Babies who catch MRSA from their mothers carry the bug from the moment they are born. This only puts them at risk, however, if the MRSA gets into a wound or the bloodstream.
But hospitals questioned by the Patients Association have disclosed that babies are being infected with wound and bloodstream infections while being treated on neonatal units. A baby being cared for by Portsmouth Hospitals NHS Trust was found to have MRSA at just eight days old. In the past three years the trust said 38 babies aged under four weeks had been found to have MRSA while being treated by the trust.
At the University Hospital of North Staffordshire NHS Trust, the youngest baby found to have MRSA in the bloodstream was 19 days old. Over the past three years two other babies of less than four weeks had contracted MRSA in their bloodstreams while being treated.
The picture is similar in hospitals across England. Eastbourne District General hospital admitted it had to close its baby unit for a week last year because five babies were carrying MRSA.
The Patients Association questioned the 30 NHS hospitals with the worst MRSA records to gather information for its Clean Hospital Summit due in April.

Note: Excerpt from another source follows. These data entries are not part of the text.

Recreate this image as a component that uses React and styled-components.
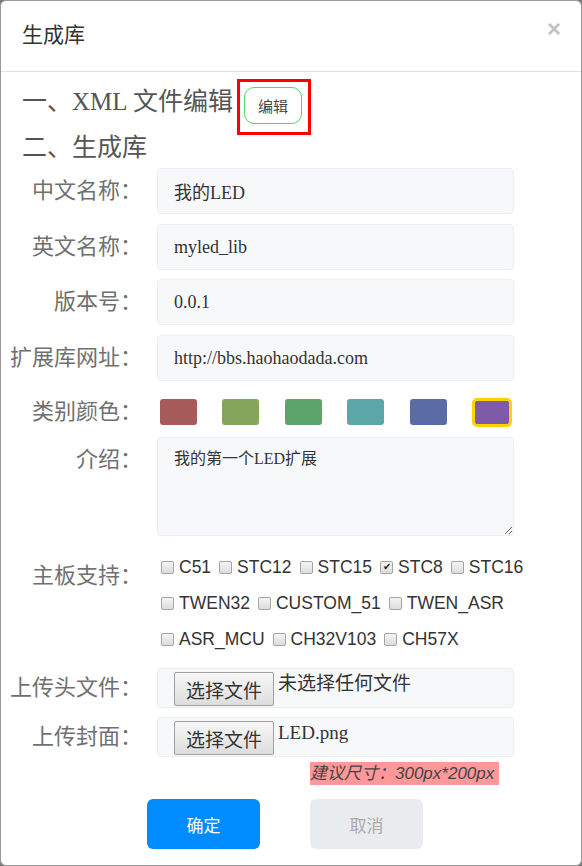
import React from 'react'
import styled, { createGlobalStyle } from 'styled-components'

const GlobalStyle = createGlobalStyle`
  html, body {
    margin: 0;
    padding: 0;
    background: #7a7a7a;
  }
  * { box-sizing: border-box; }
`

const serif = `"Liberation Serif", "Noto Sans CJK SC", serif`
const sans = `"Liberation Sans", "Noto Sans CJK SC", sans-serif`

const Modal = styled.div`
  width: 582px;
  height: 866px;
  background: #fff;
  border: 1px solid #9a9a9a;
  border-radius: 6px;
  overflow: hidden;
  font-family: ${serif};
`

const Header = styled.div`
  height: 71px;
  display: flex;
  align-items: center;
  justify-content: space-between;
  padding: 0 18px 6px 21px;
  border-bottom: 1px solid #e3e3e3;
`

const Title = styled.h4`
  margin: 0;
  font-size: 21px;
  font-weight: 400;
  color: #333;
`

const Close = styled.span`
  font-family: ${sans};
  font-size: 24px;
  font-weight: 700;
  color: #c2c2c2;
  line-height: 1;
  margin-top: -8px;
  margin-right: 2px;
`

const Body = styled.div`
  padding-top: 7px;
`

const Heading = styled.div`
  display: flex;
  align-items: flex-start;
  height: ${p => p.h}px;
  margin-top: ${p => p.mt || 0}px;
  padding-left: 21px;
  font-size: 25px;
  line-height: ${p => p.lh}px;
  color: #555;
  gap: 4px;
`

const Mark = styled.span`
  display: inline-flex;
  padding: 5px 6px 8px 4px;
  border: 3px solid #f00;
`

const EditButton = styled.button`
  width: 58px;
  height: 37px;
  border: 1px solid #4cd964;
  border-radius: 10px;
  background: #fff;
  font-family: ${sans};
  font-size: 15px;
  color: #444;
  padding: 0;
`

const Row = styled.div`
  display: flex;
  align-items: ${p => p.align || 'center'};
  margin-top: ${p => p.mt || 0}px;
  min-height: ${p => p.h || 0}px;
`

const Label = styled.label`
  width: 141px;
  flex: none;
  text-align: right;
  white-space: nowrap;
  font-size: 22px;
  line-height: 30px;
  color: #707070;
  padding-top: ${p => p.pt || 0}px;
  margin-right: 15px;
`

const Input = styled.input`
  width: 357px;
  height: 46px;
  padding: 0 16px;
  border: 1px solid #eceef1;
  border-radius: 4px;
  background: #f7f8fa;
  font-family: ${serif};
  font-size: 18px;
  color: #333;
  outline: none;
`

const TextArea = styled.textarea`
  width: 357px;
  height: 99px;
  padding: 7px 16px;
  border: 1px solid #eceef1;
  border-radius: 4px;
  background: #f7f8fa;
  font-family: ${serif};
  font-size: 16px;
  color: #333;
  outline: none;
`

const Swatches = styled.div`
  display: flex;
  justify-content: space-between;
  width: 355px;
  padding-left: 3px;
`

const Swatch = styled.span`
  width: ${p => (p.active ? 40 : 37)}px;
  height: ${p => (p.active ? 29 : 26)}px;
  margin: ${p => (p.active ? '-1.5px 0' : 0)};
  border-radius: ${p => (p.active ? 5 : 3)}px;
  background: ${p => p.color};
  border: ${p => (p.active ? '3px solid #ffd200' : 'none')};
`

const Boards = styled.div`
  width: 400px;
  display: flex;
  flex-wrap: wrap;
  column-gap: 8px;
  padding-left: 4px;
`

const Board = styled.span`
  display: inline-flex;
  align-items: center;
  gap: 5px;
  height: 36px;
  font-family: ${sans};
  font-size: 17.5px;
  color: #333;
`

const Box = styled.span`
  width: 13px;
  height: 13px;
  border: 1px solid #a4a4a4;
  border-radius: 2px;
  background: linear-gradient(#f4f4f4, #dcdcdc);
  display: inline-flex;
  align-items: center;
  justify-content: center;
  font-size: 10px;
  line-height: 1;
  color: #222;
`

const Break = styled.span`
  flex-basis: 100%;
  height: 0;
`

const FileBox = styled.div`
  width: 357px;
  height: 40px;
  padding: 3px 16px 0;
  border: 1px solid #eceef1;
  border-radius: 4px;
  background: #f7f8fa;
  display: flex;
  align-items: flex-start;
  gap: 4px;
`

const FileButton = styled.span`
  width: 100px;
  height: 34px;
  border: 1px solid #a0a0a0;
  border-radius: 2px;
  background: linear-gradient(#f7f7f7, #dddddd);
  font-size: 19px;
  color: #333;
  display: flex;
  align-items: center;
  justify-content: center;
`

const FileName = styled.span`
  font-size: 19px;
  line-height: 24px;
  color: #333;
`

const Hint = styled.div`
  margin: 5px 0 0 309px;
  width: 189px;
  height: 23px;
  background: #ff9898;
  font-family: ${sans};
  font-style: italic;
  font-size: 17px;
  line-height: 23px;
  color: #444;
  white-space: nowrap;
`

const Actions = styled.div`
  display: flex;
  gap: 50px;
  margin: 14px 0 0 146px;
`

const Button = styled.button`
  width: 113px;
  height: 50px;
  border: none;
  border-radius: 6px;
  font-family: ${sans};
  font-size: 17px;
  background: ${p => (p.primary ? '#008cff' : '#e9ecef')};
  color: ${p => (p.primary ? '#fff' : '#aaa')};
`

const colors = ['#a65b5b', '#84a55b', '#5ba56c', '#5ba6a6', '#5a6ba5', '#7f5aa6']
const boards = [
  ['C51', 'STC12', 'STC15', 'STC8', 'STC16'],
  ['TWEN32', 'CUSTOM_51', 'TWEN_ASR'],
  ['ASR_MCU', 'CH32V103', 'CH57X'],
]

export default function App() {
  return (
    <>
      <GlobalStyle />
      <Modal>
        <Header>
          <Title>生成库</Title>
          <Close>×</Close>
        </Header>
        <Body>
          <Heading h={56} lh={46}>
            一、XML 文件编辑
            <Mark><EditButton>编辑</EditButton></Mark>
          </Heading>
          <Heading h={30} lh={30} mt={-2}>二、生成库</Heading>

          <Row mt={5}>
            <Label>中文名称：</Label>
            <Input readOnly value="我的LED" />
          </Row>
          <Row mt={10}>
            <Label>英文名称：</Label>
            <Input readOnly value="myled_lib" />
          </Row>
          <Row mt={9}>
            <Label>版本号：</Label>
            <Input readOnly value="0.0.1" />
          </Row>
          <Row mt={10}>
            <Label>扩展库网址：</Label>
            <Input readOnly value="http://bbs.haohaodada.com" />
          </Row>
          <Row mt={8} h={46}>
            <Label>类别颜色：</Label>
            <Swatches>
              {colors.map((c, i) => (
                <Swatch key={c} color={c} active={i === colors.length - 1} />
              ))}
            </Swatches>
          </Row>
          <Row mt={2} align="flex-start">
            <Label pt={8}>介绍：</Label>
            <TextArea readOnly value="我的第一个LED扩展" />
          </Row>
          <Row mt={13} align="flex-start">
            <Label pt={12}>主板支持：</Label>
            <Boards>
              {boards.map(line => (
                <React.Fragment key={line[0]}>
                  {line.map(b => (
                    <Board key={b}>
                      <Box>{b === 'STC8' ? '✔' : ''}</Box>
                      {b}
                    </Board>
                  ))}
                  <Break />
                </React.Fragment>
              ))}
            </Boards>
          </Row>
          <Row mt={11}>
            <Label>上传头文件：</Label>
            <FileBox>
              <FileButton>选择文件</FileButton>
              <FileName>未选择任何文件</FileName>
            </FileBox>
          </Row>
          <Row mt={9}>
            <Label>上传封面：</Label>
            <FileBox>
              <FileButton>选择文件</FileButton>
              <FileName>LED.png</FileName>
            </FileBox>
          </Row>
          <Hint>建议尺寸：300px*200px</Hint>
          <Actions>
            <Button primary>确定</Button>
            <Button>取消</Button>
          </Actions>
        </Body>
      </Modal>
    </>
  )
}
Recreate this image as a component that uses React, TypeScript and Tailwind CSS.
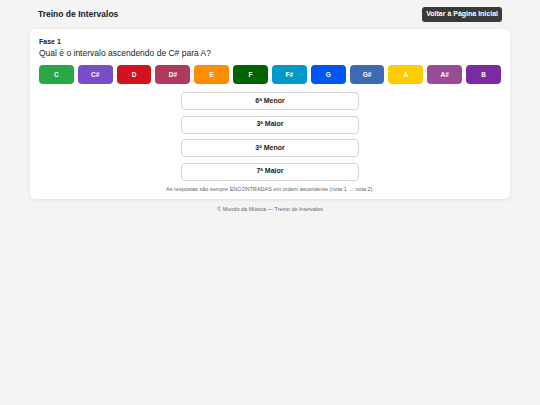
import React from 'react';

const notes = [
  { label: 'C', color: 'bg-[#28a745]' },
  { label: 'C#', color: 'bg-[#7a4dc8]' },
  { label: 'D', color: 'bg-[#d4121f]' },
  { label: 'D#', color: 'bg-[#b03a5b]' },
  { label: 'E', color: 'bg-[#fd8c00]' },
  { label: 'F', color: 'bg-[#006400]' },
  { label: 'F#', color: 'bg-[#0099cc]' },
  { label: 'G', color: 'bg-[#0055f5]' },
  { label: 'G#', color: 'bg-[#3d6bb3]' },
  { label: 'A', color: 'bg-[#ffcc00]' },
  { label: 'A#', color: 'bg-[#9b4a98]' },
  { label: 'B', color: 'bg-[#7b2aa0]' },
];

const answers = ['6ª Menor', '3ª Maior', '3ª Menor', '7ª Maior'];

export default function App() {
  return (
    <div className="min-h-[405px] bg-[#f4f4f4] font-['Liberation_Sans',Arial,'DejaVu_Sans',sans-serif] text-[#222]">
      {/* Cabeçalho */}
      <header className="flex h-[29px] items-center justify-between pl-[38px] pr-[38px]">
        <h1 className="text-[8.5px] font-bold">Treino de Intervalos</h1>
        <button className="h-[15px] rounded-[3px] bg-[#3a3a3a] px-[4px] text-[7px] font-bold text-white">
          Voltar à Página Inicial
        </button>
      </header>

      {/* Cartão principal */}
      <main className="mx-auto w-[480px] rounded-[6px] bg-white px-[9px] pb-[6px] pt-[8px] shadow-[0_1px_4px_rgba(0,0,0,0.08)]">
        <p className="text-[7px] font-bold leading-[9px]">Fase 1</p>
        <p className="mt-[1px] text-[8.5px] leading-[12px]">Qual é o intervalo ascendendo de C# para A?</p>

        <div className="mt-[6px] grid grid-cols-12 gap-[4px]">
          {notes.map((n) => (
            <button
              key={n.label}
              className={`${n.color} h-[19px] rounded-[4px] text-[6.5px] font-bold text-white`}
            >
              {n.label}
            </button>
          ))}
        </div>

        <div className="mt-[8px] flex flex-col items-center gap-[5.5px]">
          {answers.map((a, i) => (
            <button
              key={i}
              className="h-[18px] w-[178px] rounded-[4px] border border-[#d6d6d6] bg-white text-[7px] font-bold"
            >
              {a}
            </button>
          ))}
        </div>

        <p className="mt-[4px] text-center text-[5.5px] text-[#666]">
          As respostas são sempre ENCONTRADAS em ordem ascendente (nota 1 → nota 2).
        </p>
      </main>

      <footer className="mt-[6px] text-center text-[5.5px] text-[#666]">
        © Mundo da Música — Treino de Intervalos
      </footer>
    </div>
  );
}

The conference is being chaired by Claire Rayner, the association’s president, who herself became infected with MRSA during a routine operation at an NHS hospital.
Katherine Murphy, communications director of the association, said: “We would not previously have contemplated that babies being treated in neonatal units, which we think of as being scrupulously clean, could be infected with MRSA.
Dr Mike Sharland, a paediatric infectious disease consultant at St George’s hospital in south London, where six babies aged less than a year old have caught MRSA in the past year, said the NHS accepted that infant infections were a growing problem.
Earlier this month it emerged that a boy aged three who banged his head in a playground accident died five weeks later after picking up the MRSA superbug in hospital.
The number of people dying from MRSA has doubled in the past five years from 487 to 955, according to the Office for National Statistics. Experts believe the actual number is much higher as MRSA is not always mentioned on death certificates. The National Audit Office has estimated 5,000 deaths a year from hospital-acquired infections.